Migration Tools does nothing by itself. It simply adds classes and methods that
developers can use within their custom migration classes to make migrations
easier and more reliable. It also contains example classes to illustrate how
the tools can be utilized.

Features

  • CheckFor: Common checks that can be implemented in prepareRow to evaluate
    and report on the results.
  • Html: Methods for sanitizing or cleaning up html pages or body
    content using QueryPath.
  • Message: A messaging class to handle outputting useful information
    to the terminal when running migrations or logging in Watchdog.
  • NodeTools: Methods for processing nodes.
  • String: Methods for cleaning up aspects of string content.
  • TaxonomyTools: Methods for processing vocabularies and terms.
  • Url: Methods for handling URLS and processing redirects.
  • SourceParsers: A variety of parsers that can be used directly, or as an
    and example of a parser.
  • Obtainers: A collection of methods for processing html files to extract
    titles, dates, id numbers and other items from html pages with inconsistent
    structure. Use of Obtainers requires QueryPath library either through
    the QueryPath module, or installed separately as a library from
    https://github.com/technosophos/querypath
  • Examples: Migration classes meant to demonstrate the use of Migration Tools
    for a migration that you can copy and modify in your custom migration module.

Drush Commands

mt-generate-redirects-list [filename]

Point it at a file of URLs (one per line) and it will scan each URL for
server-side and html based redirects. If it finds a redirect it will add it
to the row in the file and save the file.  The file must reside in your
custom_migration_module/redirect_source/[filename]

Copying unmanaged images

incomplete documentation

To recursively copy image files from the migration source directory to a Drupal files destination:

There is a drush command that will move the images to public:// from
$conf["migration_tools_base_dir"] for any given organization:

drush mt-migrate-images

Generating and Importing Menus

incomplete documentation

There are 2 drush commands to generate a menu and one to import a menu.
* Generating a menu from a csv file
* Generating a menu by actually crawling menu html on the legacy site.

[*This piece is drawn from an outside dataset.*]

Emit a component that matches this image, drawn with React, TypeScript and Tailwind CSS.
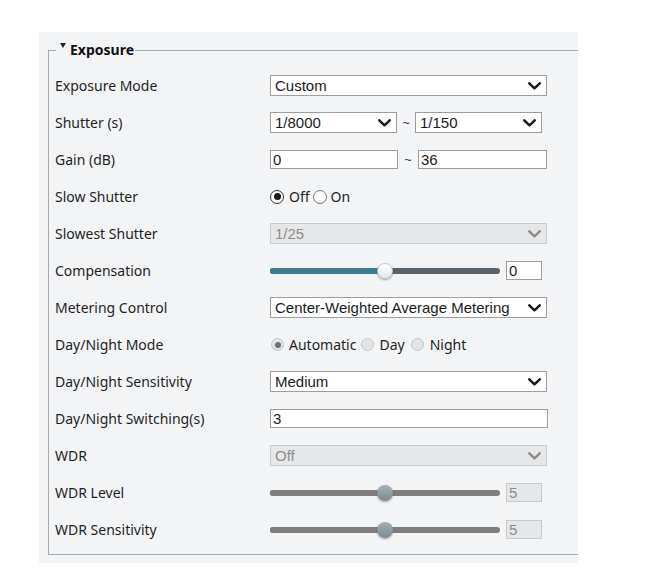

The generating command looks like this:

drush mt-generate-menu-import-file menu_name –css-selector="#navbar" –local-base-uri="subpath" –menu-location-uri="subpath"

The only parameter required is the abbreviation of the migration, in this
case menu_name.

Other configuration is optional:

  • css-selector should be a css selector pointing to the outer-most ul of the
    menu in the live site
  • local-base-uri should be the path to where the content is locally after a
    migration has been run (ex. ag or usao-nm)
  • menu-location-uri should be a page in the live site containing the menu that
    we want to generate

After a migration is run, so the content is present locally (This is a
prerequisite of menu generation), and the menu is generated, we can then
import it.

the import command is

drush mt-generate-menu-import-file menu_name.txt subpath

The command takes the file where the menu is (the script assumes this file is
inside the sources directory) and the abbreviation of the migration.

incomplete documentation

Discovery and Planning

Various utilities are available to assist in the process of discovering content
in your migration source, which may be helpful in planning and facilitating
discussion around your migrations.

  • drush mt-list-html-files [directory_name]
    Scans a specified directory and its subdirectories and lists all htm(l) files.
    Particularly useful if you a migrating from a site that did not use a CMS and
    need to generate a list of pages for content audit/weeding.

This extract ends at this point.